Mas desconfio mesmo de qualquer hipótese, escrita aqui ou por outros que já se manifestaram. Como havia sugerido antes, quando certos mistérios nos parecem impenetráveis, nos resta senão conjecturar; posso citar aqui dois exemplos: sobre o mistério da Santíssima Trindade, ainda hoje não consegui juntar as peças, e suponho – sempre supondo – que a resposta reside exatamente no sagrado mistério, o que torna as coisas mais simples para quem crê e para as instituições que nele se sustentam; outro exemplo de mistério intangível é como toda essa confusão em torno do ataque israelense, grave, de qualquer ponto de vista do direito internacional, vai ser logo esquecida depois de alguma “carta das lamentações”, cuidadosamente elaborada e, na seqüência, ser acondicionada numa imensa sala-arquivo dos assuntos misteriosos e intocáveis, que a ONU mantém em sua sede nova-iorquina. Sondando mistérios, ignorando o que nos ignora, a vida segue neste século XXI com as “ameaças do terror” no calcanhar da civilização.
1 comentários:
digressão:
olhe, não penso que esse fato vai estar fadado ao esquecimento, não. ou, pelo menos, não com essa facilidade. feridas são sintomas de que algo não está bom. está lá. latente. carece de um novo desfecho, quando o anterior não mais convém ao enfermo. acho que essa, sim, é uma alegoria válida quando se pensa na 'condição humana'.

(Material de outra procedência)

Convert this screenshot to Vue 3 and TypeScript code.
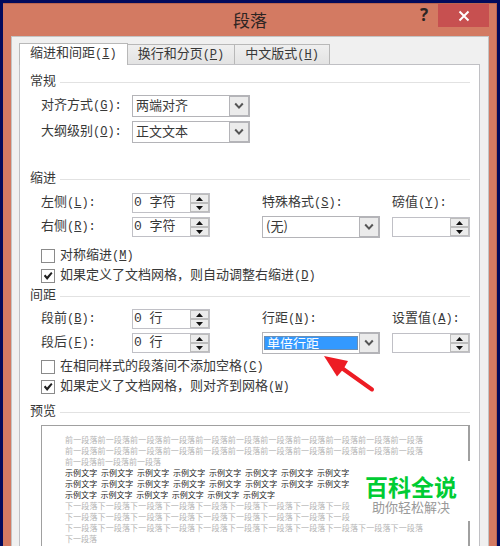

e o prazo para esse 'acordo de cavalheiros' que o mundo arranjou para esses povos está acabando. para nós - o 'povo de cá' - também. esse e outros fatos são alertas, apesar de toda a sua gravidade.
lanço mão da hipótese de que tudo o que diz respeito ao 'terrorismo' não consiste em um mistério impenetrável, desde que encontremos a disposição (ou, quem preferir, que chame de papel histórico) de ligar os pontos desse velho jogo da humanidade, representado pelo novo rearranjo de forças que está para acontecer. quando? como? ainda não sei. não tenho tanta capacidade para fazer projeções. mas é no cotidiano que vamos construindo a história que queremos.